WASHINGTON — There are two axioms about the health of our leaders. One axiom is that they need to be perceived as strong and sturdy.
That is why President Wilson's stroke in 1919 was originally announced as indigestion. Why President Franklin Roosevelt kept secret his physical ailments and was not photographed in a wheelchair. Why President Kennedy suppressed word of his health problems. Why President Nixon, suffering from pain in his leg, stood in torment in a motorcade with President Sadat in Cairo in 1974.
A leader's health may also be a national security matter. Recently released KGB files reveal a Soviet preoccupation with President Reagan's health. And a few years ago, the CIA did a study of heart attacks of principal decisionmakers at home and abroad.
The countervailing axiom is that it can be politically damaging to conceal a leader's health problems. Which is why, starting with President Eisenhower's heart attack in 1955, the custom became to give exhaustive briefings on leaders' ailments. Why President Johnson showed his scar from an operation to photographers. Why there were daily briefings on President Reagan's condition after he had been shot in 1981.
The Bush administration is now suffering from the political damage of being perceived as less than forthcoming about Vice President Cheney's condition. Last November the president-elect was "pleased to report" that Cheney had suffered no heart attack when, in fact, he had. Actually, Mr. Bush did not know about the heart attack until later that day, but he suffered from the impression of having withheld the information. This time around, Cheney, having experienced chest pains on Saturday evening, said on Sunday television, "I feel great." Next day, he checked into the hospital.
When credibility is damaged, it is difficult to restore. For the indefinite future, skeptical questions are likely to be a distraction from the administration's message.

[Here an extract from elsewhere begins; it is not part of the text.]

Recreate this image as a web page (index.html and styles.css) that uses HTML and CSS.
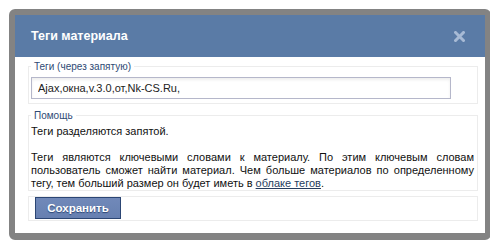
FILE: index.html
```html
<!DOCTYPE html>
<html lang="ru">
<head>
    <meta charset="UTF-8">
    <title>Теги материала</title>
    <link rel="stylesheet" href="styles.css">
</head>
<body>
    <div class="dialog">
        <div class="dialog-head">
            <span class="dialog-title">Теги материала</span>
            <span class="dialog-close" title="Закрыть">
                <svg width="11" height="11" viewBox="0 0 11 11">
                    <path d="M1.5 1.5 L9.5 9.5 M9.5 1.5 L1.5 9.5" stroke="#a7bad5" stroke-width="3" stroke-linecap="square"/>
                </svg>
            </span>
        </div>
        <div class="dialog-body">
            <fieldset class="box tags">
                <legend>Теги (через запятую)</legend>
                <input type="text" class="tags-input" value="Ajax,окна,v.3.0,от,Nk-CS.Ru,">
            </fieldset>
            <fieldset class="box help">
                <legend>Помощь</legend>
                <p>Теги разделяются запятой.</p>
                <p>Теги являются ключевыми словами к материалу. По этим ключевым словам пользователь сможет найти материал. Чем больше материалов по определенному тегу, тем больший размер он будет иметь в <a href="#">облаке тегов</a>.</p>
            </fieldset>
            <fieldset class="box buttons">
                <button type="button">Сохранить</button>
            </fieldset>
        </div>
    </div>
</body>
</html>
```

FILE: styles.css
```css
body {
    margin: 9px;
    background: #fff;
    font-family: "Liberation Sans", Arial, sans-serif;
    font-size: 11px;
    color: #111;
}
.dialog {
    width: 470px;
    border: 6px solid #838383;
    border-bottom-width: 7px;
    border-radius: 6px;
    background: #fff;
}
.dialog-head {
    height: 42px;
    background: #5a7ba6;
    display: flex;
    align-items: center;
    justify-content: space-between;
    padding: 0 20px 0 16px;
}
.dialog-title {
    color: #fff;
    font-size: 12.5px;
    font-weight: bold;
}
.dialog-close {
    display: flex;
    width: 11px;
    height: 11px;
    cursor: pointer;
}
.dialog-body {
    padding: 0 7px 12px 13px;
}
.box {
    margin: 5px 0 0 0;
    padding: 0 3px 0 2px;
    border: 1px solid #ececec;
    min-width: 0;
}
.box.tags {
    margin-top: 3px;
}
.box legend {
    padding: 0 3px;
    color: #2e4a74;
    font-size: 10px;
    line-height: 13px;
}
.tags-input {
    display: block;
    box-sizing: border-box;
    width: 420px;
    height: 22px;
    margin: 4px 0 4px 0;
    padding: 0 6px;
    border: 1px solid #b5b7ca;
    background: #fff;
    box-shadow: inset 0 2px 3px rgba(0, 0, 0, 0.07);
    font-family: "Liberation Sans", Arial, sans-serif;
    font-size: 11px;
    color: #222;
}
.help p {
    margin: 0;
    line-height: 13px;
    text-align: justify;
}
.help p + p {
    margin-top: 13px;
}
.help {
    padding-top: 3px;
    padding-bottom: 0;
}
.help a {
    color: #263c5e;
}
.box.buttons {
    margin-top: 5px;
    padding: 0 6px 1px 6px;
}
button {
    display: block;
    width: 86px;
    height: 22px;
    margin-top: 0;
    padding: 0;
    border: 1px solid #2c4674;
    background: linear-gradient(#7189b9, #6780b1);
    color: #fff;
    font-family: "Liberation Sans", Arial, sans-serif;
    font-size: 11.5px;
    font-weight: bold;
    text-shadow: 0 1px 1px #2c4674;
    cursor: pointer;
}
```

The question of resignation begins to hang in the air. Cheney is almost indispensable to President Bush, but his functions do not require that he occupy elected office. He could do most of what he is doing as presidential counselor or chief of staff. Cheney may never have another twinge. But the political problem for him and the administration is that the public no longer feels sure. And that can become politically painful.